• What this task involves
Repeat, exactly and in full, the lines of the listing below, but without any pictures.

((

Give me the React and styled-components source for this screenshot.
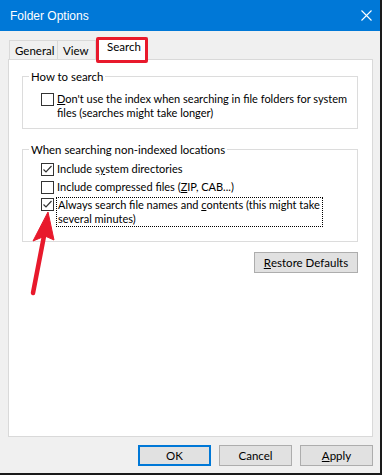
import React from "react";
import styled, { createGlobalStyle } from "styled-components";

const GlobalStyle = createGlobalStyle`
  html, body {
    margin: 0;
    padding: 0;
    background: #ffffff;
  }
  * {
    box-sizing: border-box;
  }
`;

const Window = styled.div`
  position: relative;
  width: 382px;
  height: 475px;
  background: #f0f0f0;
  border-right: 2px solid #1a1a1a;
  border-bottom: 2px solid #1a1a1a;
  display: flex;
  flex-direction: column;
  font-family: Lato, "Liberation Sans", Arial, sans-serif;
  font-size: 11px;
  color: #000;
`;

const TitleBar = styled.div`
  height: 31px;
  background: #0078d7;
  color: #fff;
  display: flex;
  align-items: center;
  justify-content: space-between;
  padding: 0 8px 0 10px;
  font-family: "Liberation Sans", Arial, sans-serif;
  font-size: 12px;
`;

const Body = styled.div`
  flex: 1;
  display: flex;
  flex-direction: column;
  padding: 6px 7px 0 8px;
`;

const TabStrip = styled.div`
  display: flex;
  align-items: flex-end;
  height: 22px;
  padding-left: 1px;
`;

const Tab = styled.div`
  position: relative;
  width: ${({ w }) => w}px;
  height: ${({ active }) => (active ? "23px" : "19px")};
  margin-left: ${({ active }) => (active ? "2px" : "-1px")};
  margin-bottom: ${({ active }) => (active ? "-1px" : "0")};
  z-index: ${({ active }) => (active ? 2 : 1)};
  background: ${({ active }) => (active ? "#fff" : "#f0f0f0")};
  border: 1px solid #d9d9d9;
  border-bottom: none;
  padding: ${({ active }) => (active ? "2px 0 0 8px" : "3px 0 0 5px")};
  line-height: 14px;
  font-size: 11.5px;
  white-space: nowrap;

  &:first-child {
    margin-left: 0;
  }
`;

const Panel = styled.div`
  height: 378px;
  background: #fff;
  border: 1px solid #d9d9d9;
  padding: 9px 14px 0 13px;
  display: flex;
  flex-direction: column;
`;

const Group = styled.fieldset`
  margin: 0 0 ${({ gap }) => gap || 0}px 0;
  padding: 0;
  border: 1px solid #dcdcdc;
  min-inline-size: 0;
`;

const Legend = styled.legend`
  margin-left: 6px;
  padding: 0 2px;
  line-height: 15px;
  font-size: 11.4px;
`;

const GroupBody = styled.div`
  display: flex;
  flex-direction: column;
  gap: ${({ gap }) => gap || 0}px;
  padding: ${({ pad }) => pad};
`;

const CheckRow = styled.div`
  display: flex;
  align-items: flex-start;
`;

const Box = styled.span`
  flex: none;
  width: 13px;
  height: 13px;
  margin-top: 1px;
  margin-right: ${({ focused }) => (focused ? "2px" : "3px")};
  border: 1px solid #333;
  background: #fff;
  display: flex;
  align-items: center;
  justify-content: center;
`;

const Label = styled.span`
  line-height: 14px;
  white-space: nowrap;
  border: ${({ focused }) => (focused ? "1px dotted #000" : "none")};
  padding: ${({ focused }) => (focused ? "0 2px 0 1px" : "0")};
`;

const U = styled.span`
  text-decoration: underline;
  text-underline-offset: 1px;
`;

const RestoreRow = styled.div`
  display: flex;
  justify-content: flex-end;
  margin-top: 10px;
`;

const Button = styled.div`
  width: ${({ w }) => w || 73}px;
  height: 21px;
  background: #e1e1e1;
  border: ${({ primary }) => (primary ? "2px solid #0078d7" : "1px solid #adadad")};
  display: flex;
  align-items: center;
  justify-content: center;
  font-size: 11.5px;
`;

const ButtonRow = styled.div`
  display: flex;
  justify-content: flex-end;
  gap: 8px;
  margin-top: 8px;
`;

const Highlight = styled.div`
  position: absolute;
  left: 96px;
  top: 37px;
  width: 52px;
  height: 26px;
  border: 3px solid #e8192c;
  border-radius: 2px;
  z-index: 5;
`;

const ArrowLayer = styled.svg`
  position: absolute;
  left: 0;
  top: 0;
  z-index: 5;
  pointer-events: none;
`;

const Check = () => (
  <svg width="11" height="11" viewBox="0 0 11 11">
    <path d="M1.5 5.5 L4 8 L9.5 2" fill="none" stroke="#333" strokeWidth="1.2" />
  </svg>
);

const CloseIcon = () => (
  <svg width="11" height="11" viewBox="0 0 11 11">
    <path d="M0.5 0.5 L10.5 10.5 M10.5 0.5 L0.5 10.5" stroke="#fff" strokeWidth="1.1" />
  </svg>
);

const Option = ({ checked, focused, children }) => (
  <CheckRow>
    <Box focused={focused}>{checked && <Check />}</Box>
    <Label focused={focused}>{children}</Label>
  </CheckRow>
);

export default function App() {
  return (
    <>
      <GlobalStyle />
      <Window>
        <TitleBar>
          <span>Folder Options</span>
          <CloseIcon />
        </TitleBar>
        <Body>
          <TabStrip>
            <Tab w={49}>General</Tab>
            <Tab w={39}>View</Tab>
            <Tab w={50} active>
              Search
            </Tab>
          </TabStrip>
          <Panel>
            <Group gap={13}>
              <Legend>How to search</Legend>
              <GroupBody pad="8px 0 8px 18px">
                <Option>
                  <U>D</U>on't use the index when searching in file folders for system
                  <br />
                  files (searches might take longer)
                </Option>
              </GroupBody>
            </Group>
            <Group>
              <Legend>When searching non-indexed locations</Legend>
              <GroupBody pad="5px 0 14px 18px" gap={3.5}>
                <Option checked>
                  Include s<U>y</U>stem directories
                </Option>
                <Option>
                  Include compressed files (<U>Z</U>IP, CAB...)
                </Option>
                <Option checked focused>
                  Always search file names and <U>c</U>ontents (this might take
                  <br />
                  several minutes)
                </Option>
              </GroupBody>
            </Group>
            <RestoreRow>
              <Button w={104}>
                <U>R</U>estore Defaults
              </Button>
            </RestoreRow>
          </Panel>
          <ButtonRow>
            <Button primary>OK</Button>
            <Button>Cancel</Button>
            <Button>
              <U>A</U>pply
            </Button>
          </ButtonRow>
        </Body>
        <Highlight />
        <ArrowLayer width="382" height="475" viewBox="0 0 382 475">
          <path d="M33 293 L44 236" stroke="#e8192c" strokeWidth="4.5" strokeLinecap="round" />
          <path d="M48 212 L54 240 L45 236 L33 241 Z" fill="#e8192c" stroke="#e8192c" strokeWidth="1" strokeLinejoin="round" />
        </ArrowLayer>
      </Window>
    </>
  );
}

))

• Right answer
Give me the React and styled-components source for this screenshot.
import React from "react";
import styled, { createGlobalStyle } from "styled-components";

const GlobalStyle = createGlobalStyle`
  html, body {
    margin: 0;
    padding: 0;
    background: #ffffff;
  }
  * {
    box-sizing: border-box;
  }
`;

const Window = styled.div`
  position: relative;
  width: 382px;
  height: 475px;
  background: #f0f0f0;
  border-right: 2px solid #1a1a1a;
  border-bottom: 2px solid #1a1a1a;
  display: flex;
  flex-direction: column;
  font-family: Lato, "Liberation Sans", Arial, sans-serif;
  font-size: 11px;
  color: #000;
`;

const TitleBar = styled.div`
  height: 31px;
  background: #0078d7;
  color: #fff;
  display: flex;
  align-items: center;
  justify-content: space-between;
  padding: 0 8px 0 10px;
  font-family: "Liberation Sans", Arial, sans-serif;
  font-size: 12px;
`;

const Body = styled.div`
  flex: 1;
  display: flex;
  flex-direction: column;
  padding: 6px 7px 0 8px;
`;

const TabStrip = styled.div`
  display: flex;
  align-items: flex-end;
  height: 22px;
  padding-left: 1px;
`;

const Tab = styled.div`
  position: relative;
  width: ${({ w }) => w}px;
  height: ${({ active }) => (active ? "23px" : "19px")};
  margin-left: ${({ active }) => (active ? "2px" : "-1px")};
  margin-bottom: ${({ active }) => (active ? "-1px" : "0")};
  z-index: ${({ active }) => (active ? 2 : 1)};
  background: ${({ active }) => (active ? "#fff" : "#f0f0f0")};
  border: 1px solid #d9d9d9;
  border-bottom: none;
  padding: ${({ active }) => (active ? "2px 0 0 8px" : "3px 0 0 5px")};
  line-height: 14px;
  font-size: 11.5px;
  white-space: nowrap;

  &:first-child {
    margin-left: 0;
  }
`;

const Panel = styled.div`
  height: 378px;
  background: #fff;
  border: 1px solid #d9d9d9;
  padding: 9px 14px 0 13px;
  display: flex;
  flex-direction: column;
`;

const Group = styled.fieldset`
  margin: 0 0 ${({ gap }) => gap || 0}px 0;
  padding: 0;
  border: 1px solid #dcdcdc;
  min-inline-size: 0;
`;

const Legend = styled.legend`
  margin-left: 6px;
  padding: 0 2px;
  line-height: 15px;
  font-size: 11.4px;
`;

const GroupBody = styled.div`
  display: flex;
  flex-direction: column;
  gap: ${({ gap }) => gap || 0}px;
  padding: ${({ pad }) => pad};
`;

const CheckRow = styled.div`
  display: flex;
  align-items: flex-start;
`;

const Box = styled.span`
  flex: none;
  width: 13px;
  height: 13px;
  margin-top: 1px;
  margin-right: ${({ focused }) => (focused ? "2px" : "3px")};
  border: 1px solid #333;
  background: #fff;
  display: flex;
  align-items: center;
  justify-content: center;
`;

const Label = styled.span`
  line-height: 14px;
  white-space: nowrap;
  border: ${({ focused }) => (focused ? "1px dotted #000" : "none")};
  padding: ${({ focused }) => (focused ? "0 2px 0 1px" : "0")};
`;

const U = styled.span`
  text-decoration: underline;
  text-underline-offset: 1px;
`;

const RestoreRow = styled.div`
  display: flex;
  justify-content: flex-end;
  margin-top: 10px;
`;

const Button = styled.div`
  width: ${({ w }) => w || 73}px;
  height: 21px;
  background: #e1e1e1;
  border: ${({ primary }) => (primary ? "2px solid #0078d7" : "1px solid #adadad")};
  display: flex;
  align-items: center;
  justify-content: center;
  font-size: 11.5px;
`;

const ButtonRow = styled.div`
  display: flex;
  justify-content: flex-end;
  gap: 8px;
  margin-top: 8px;
`;

const Highlight = styled.div`
  position: absolute;
  left: 96px;
  top: 37px;
  width: 52px;
  height: 26px;
  border: 3px solid #e8192c;
  border-radius: 2px;
  z-index: 5;
`;

const ArrowLayer = styled.svg`
  position: absolute;
  left: 0;
  top: 0;
  z-index: 5;
  pointer-events: none;
`;

const Check = () => (
  <svg width="11" height="11" viewBox="0 0 11 11">
    <path d="M1.5 5.5 L4 8 L9.5 2" fill="none" stroke="#333" strokeWidth="1.2" />
  </svg>
);

const CloseIcon = () => (
  <svg width="11" height="11" viewBox="0 0 11 11">
    <path d="M0.5 0.5 L10.5 10.5 M10.5 0.5 L0.5 10.5" stroke="#fff" strokeWidth="1.1" />
  </svg>
);

const Option = ({ checked, focused, children }) => (
  <CheckRow>
    <Box focused={focused}>{checked && <Check />}</Box>
    <Label focused={focused}>{children}</Label>
  </CheckRow>
);

export default function App() {
  return (
    <>
      <GlobalStyle />
      <Window>
        <TitleBar>
          <span>Folder Options</span>
          <CloseIcon />
        </TitleBar>
        <Body>
          <TabStrip>
            <Tab w={49}>General</Tab>
            <Tab w={39}>View</Tab>
            <Tab w={50} active>
              Search
            </Tab>
          </TabStrip>
          <Panel>
            <Group gap={13}>
              <Legend>How to search</Legend>
              <GroupBody pad="8px 0 8px 18px">
                <Option>
                  <U>D</U>on't use the index when searching in file folders for system
                  <br />
                  files (searches might take longer)
                </Option>
              </GroupBody>
            </Group>
            <Group>
              <Legend>When searching non-indexed locations</Legend>
              <GroupBody pad="5px 0 14px 18px" gap={3.5}>
                <Option checked>
                  Include s<U>y</U>stem directories
                </Option>
                <Option>
                  Include compressed files (<U>Z</U>IP, CAB...)
                </Option>
                <Option checked focused>
                  Always search file names and <U>c</U>ontents (this might take
                  <br />
                  several minutes)
                </Option>
              </GroupBody>
            </Group>
            <RestoreRow>
              <Button w={104}>
                <U>R</U>estore Defaults
              </Button>
            </RestoreRow>
          </Panel>
          <ButtonRow>
            <Button primary>OK</Button>
            <Button>Cancel</Button>
            <Button>
              <U>A</U>pply
            </Button>
          </ButtonRow>
        </Body>
        <Highlight />
        <ArrowLayer width="382" height="475" viewBox="0 0 382 475">
          <path d="M33 293 L44 236" stroke="#e8192c" strokeWidth="4.5" strokeLinecap="round" />
          <path d="M48 212 L54 240 L45 236 L33 241 Z" fill="#e8192c" stroke="#e8192c" strokeWidth="1" strokeLinejoin="round" />
        </ArrowLayer>
      </Window>
    </>
  );
}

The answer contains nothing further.